2 cans Sockeye salmon (Pink salmon can be used too)
2 tbsp butter or margarine
2 cups rice, rinsed and drained
3 litres chicken or vegetable stock
3 shallots, finely chopped
2 garlic cloves, finely chopped
1 bulb fennel, chopped (or you can use 1 star anise) for flavouring
1 red bell pepper, diced
6 carrots, peeled and diced
6 celery stalks, diced,
6 yellow potatoes, skin on, diced
Note: Any kind of potato can be used, but I find that the yellow potatoes add a buttery flavour. Leave peel on to retain nutrients. Just be sure to wash well.
Melt the butter or margarine in a deep 3-quart or larger saucepan on low heat.
Add shallots, garlic, fennel and red pepper. Sauté until translucent and can you can smell the aromatics, then turn heat to medium. Fry for approximately 5 minutes.
Add rice and lightly toast the rice at medium heat for 3 to 5 minutes. You can add the juice from the canned salmon. When it starts to bubble, add enough stock to cover the rice.

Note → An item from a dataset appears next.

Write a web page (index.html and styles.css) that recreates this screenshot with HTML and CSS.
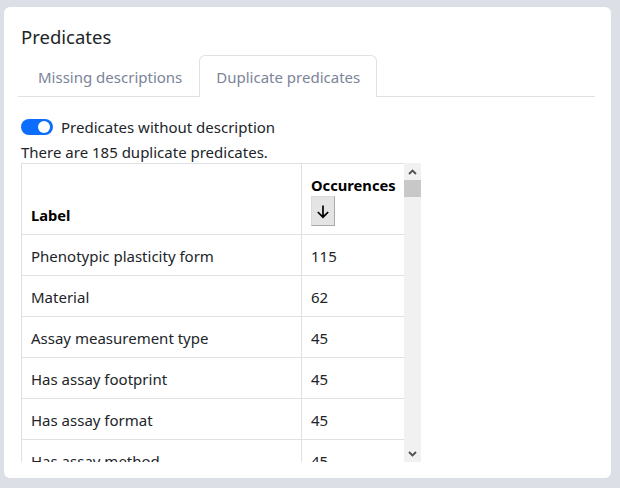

Simmer on low heat for about 40 minutes.
Add carrots and potatoes and simmer until cooked, approximately 30 minutes Then add salmon and stir everything together.
Add the celery last as this will take the least amount of time to cook and it can get mushy if overdone.
Pour in the rest of the stock. Add salt and pepper to taste.
Add 1 cup of whole milk at the end for a creamier version that resembles more of a chowder than a soup.
Add diced tomatoes at the end with the celery.